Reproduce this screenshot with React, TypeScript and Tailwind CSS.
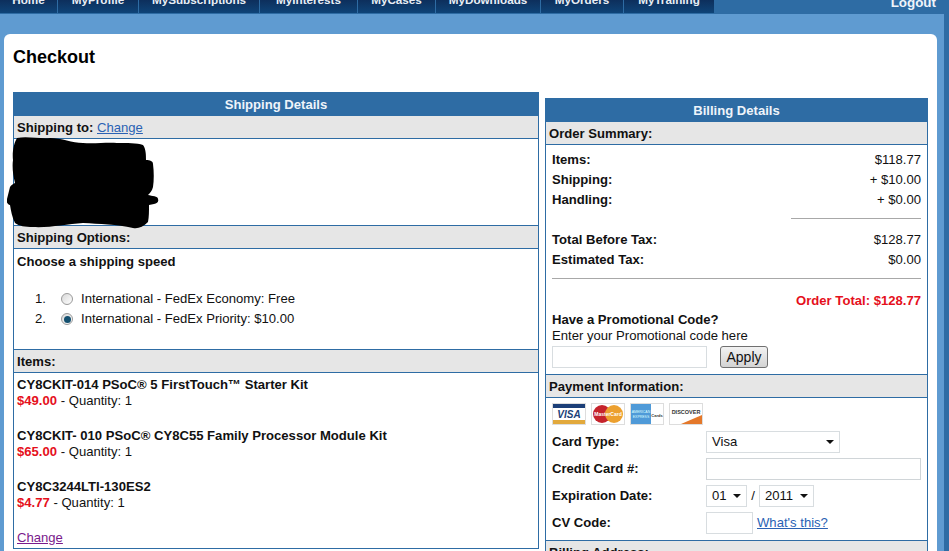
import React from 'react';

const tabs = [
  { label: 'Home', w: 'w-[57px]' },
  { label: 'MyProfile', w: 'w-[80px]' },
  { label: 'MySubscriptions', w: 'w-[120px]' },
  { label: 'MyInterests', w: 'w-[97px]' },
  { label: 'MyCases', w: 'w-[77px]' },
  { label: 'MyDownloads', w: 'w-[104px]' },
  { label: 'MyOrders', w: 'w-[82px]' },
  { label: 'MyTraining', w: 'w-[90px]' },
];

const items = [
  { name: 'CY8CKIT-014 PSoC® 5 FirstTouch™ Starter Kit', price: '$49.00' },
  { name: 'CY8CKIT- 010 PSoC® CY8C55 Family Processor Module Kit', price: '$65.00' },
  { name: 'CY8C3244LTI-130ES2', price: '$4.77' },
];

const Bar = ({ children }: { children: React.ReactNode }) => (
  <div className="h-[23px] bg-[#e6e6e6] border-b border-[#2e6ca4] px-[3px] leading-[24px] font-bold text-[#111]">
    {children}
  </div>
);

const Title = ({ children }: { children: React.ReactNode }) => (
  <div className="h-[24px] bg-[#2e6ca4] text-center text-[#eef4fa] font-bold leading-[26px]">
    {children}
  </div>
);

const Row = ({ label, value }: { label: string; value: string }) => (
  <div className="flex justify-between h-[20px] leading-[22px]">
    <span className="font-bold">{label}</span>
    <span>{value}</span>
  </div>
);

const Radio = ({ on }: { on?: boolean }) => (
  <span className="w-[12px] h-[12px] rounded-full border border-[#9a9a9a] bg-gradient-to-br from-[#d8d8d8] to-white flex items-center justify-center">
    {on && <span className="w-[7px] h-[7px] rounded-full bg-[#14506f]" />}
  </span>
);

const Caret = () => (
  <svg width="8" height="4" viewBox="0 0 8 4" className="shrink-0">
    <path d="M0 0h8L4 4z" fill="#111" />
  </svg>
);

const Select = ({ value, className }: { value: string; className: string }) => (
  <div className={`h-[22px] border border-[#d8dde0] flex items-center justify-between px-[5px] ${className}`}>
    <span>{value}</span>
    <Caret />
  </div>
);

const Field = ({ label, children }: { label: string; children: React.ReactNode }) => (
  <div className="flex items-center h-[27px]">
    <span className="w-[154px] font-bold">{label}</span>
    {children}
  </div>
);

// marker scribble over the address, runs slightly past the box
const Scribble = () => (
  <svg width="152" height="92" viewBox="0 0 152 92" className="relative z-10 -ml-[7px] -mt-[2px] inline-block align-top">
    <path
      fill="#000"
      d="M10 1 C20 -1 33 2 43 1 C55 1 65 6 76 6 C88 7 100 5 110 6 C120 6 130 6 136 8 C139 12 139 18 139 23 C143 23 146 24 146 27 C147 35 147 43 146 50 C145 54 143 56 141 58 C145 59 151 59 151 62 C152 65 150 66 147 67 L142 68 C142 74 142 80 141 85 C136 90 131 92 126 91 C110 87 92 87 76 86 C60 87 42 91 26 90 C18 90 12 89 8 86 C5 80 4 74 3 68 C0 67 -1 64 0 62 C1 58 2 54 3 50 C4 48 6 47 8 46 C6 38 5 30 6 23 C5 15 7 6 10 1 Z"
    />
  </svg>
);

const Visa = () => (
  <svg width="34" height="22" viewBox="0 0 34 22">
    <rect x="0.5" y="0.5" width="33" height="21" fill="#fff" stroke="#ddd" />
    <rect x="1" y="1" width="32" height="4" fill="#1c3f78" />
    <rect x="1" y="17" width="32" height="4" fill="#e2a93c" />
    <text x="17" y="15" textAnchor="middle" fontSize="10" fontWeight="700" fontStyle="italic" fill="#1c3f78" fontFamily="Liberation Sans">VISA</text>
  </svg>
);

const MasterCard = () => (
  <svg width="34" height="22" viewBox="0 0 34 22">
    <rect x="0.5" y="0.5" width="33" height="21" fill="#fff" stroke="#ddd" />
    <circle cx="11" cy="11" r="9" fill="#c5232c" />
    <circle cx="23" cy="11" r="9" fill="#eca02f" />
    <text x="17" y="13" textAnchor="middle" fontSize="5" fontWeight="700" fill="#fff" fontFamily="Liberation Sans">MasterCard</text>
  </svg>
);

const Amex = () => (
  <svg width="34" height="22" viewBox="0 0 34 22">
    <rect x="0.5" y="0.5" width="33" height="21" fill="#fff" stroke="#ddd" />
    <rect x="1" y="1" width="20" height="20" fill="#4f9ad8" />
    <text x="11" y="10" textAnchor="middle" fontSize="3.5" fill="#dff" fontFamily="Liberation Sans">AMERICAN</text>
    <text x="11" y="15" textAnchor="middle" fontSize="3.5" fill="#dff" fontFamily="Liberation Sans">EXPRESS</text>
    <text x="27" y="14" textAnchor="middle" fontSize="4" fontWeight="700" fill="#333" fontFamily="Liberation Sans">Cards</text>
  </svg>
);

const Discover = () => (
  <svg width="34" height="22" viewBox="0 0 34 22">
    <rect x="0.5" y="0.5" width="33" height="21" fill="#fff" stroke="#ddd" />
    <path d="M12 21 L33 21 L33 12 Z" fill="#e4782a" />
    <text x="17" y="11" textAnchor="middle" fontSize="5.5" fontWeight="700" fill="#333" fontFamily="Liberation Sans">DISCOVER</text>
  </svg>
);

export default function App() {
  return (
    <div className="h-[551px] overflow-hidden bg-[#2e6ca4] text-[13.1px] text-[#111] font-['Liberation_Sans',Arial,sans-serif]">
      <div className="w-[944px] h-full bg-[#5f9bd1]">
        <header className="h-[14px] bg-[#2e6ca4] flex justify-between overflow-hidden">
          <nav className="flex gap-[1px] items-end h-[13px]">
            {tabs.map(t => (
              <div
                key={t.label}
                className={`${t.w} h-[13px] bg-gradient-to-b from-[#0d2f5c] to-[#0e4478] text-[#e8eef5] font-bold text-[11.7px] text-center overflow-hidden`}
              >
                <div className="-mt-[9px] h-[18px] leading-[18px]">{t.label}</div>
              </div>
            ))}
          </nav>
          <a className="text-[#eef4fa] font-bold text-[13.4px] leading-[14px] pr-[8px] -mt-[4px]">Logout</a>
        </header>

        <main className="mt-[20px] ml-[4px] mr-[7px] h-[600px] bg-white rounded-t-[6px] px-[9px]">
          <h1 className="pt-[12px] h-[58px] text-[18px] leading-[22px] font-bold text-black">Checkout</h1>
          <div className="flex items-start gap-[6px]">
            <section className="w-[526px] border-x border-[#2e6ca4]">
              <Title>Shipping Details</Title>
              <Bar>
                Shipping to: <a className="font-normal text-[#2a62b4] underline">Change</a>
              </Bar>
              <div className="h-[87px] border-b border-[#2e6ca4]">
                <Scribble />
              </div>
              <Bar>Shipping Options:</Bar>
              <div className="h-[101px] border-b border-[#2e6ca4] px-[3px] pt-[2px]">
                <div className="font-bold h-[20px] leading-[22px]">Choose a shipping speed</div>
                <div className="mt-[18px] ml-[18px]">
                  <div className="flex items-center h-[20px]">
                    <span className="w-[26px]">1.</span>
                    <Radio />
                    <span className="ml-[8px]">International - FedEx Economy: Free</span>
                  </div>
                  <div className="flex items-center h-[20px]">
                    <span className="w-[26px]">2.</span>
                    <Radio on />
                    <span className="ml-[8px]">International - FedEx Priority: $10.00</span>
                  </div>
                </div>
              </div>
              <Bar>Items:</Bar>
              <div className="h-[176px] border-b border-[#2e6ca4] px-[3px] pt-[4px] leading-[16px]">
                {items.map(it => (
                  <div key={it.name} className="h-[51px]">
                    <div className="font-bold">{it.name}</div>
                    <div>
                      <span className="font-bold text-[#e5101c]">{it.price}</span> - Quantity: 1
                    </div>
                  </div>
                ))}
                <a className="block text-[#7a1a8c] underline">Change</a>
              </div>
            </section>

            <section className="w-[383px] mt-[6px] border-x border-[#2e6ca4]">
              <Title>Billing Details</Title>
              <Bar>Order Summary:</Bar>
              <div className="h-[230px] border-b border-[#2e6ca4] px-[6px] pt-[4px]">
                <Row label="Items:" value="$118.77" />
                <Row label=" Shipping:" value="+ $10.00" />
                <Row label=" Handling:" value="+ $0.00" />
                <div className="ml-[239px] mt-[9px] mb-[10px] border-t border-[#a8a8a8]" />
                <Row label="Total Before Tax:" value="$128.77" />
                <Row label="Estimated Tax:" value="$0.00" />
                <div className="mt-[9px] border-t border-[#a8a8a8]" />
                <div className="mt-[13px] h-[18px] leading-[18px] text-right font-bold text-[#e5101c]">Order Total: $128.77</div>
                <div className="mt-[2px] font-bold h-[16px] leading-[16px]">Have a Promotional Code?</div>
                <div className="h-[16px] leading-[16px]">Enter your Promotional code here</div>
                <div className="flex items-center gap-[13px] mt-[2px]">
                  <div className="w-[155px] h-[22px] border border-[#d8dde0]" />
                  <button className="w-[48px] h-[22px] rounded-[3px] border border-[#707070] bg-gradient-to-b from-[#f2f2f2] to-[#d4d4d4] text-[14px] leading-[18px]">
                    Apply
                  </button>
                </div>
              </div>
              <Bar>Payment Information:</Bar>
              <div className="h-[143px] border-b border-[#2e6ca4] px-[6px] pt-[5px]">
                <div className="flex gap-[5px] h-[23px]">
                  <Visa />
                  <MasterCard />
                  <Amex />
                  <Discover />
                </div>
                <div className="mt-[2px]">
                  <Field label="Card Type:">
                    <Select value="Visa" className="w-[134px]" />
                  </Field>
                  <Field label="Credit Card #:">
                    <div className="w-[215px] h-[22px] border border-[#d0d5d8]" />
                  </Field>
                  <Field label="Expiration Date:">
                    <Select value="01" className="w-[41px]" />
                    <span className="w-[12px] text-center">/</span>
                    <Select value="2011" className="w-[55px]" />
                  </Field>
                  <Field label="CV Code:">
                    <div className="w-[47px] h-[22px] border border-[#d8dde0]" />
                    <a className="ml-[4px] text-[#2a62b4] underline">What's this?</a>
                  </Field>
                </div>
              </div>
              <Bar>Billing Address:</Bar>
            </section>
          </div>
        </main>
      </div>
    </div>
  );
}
____________
Tally the lines of the listing in which the word "this" occurs, and state the total alone.

2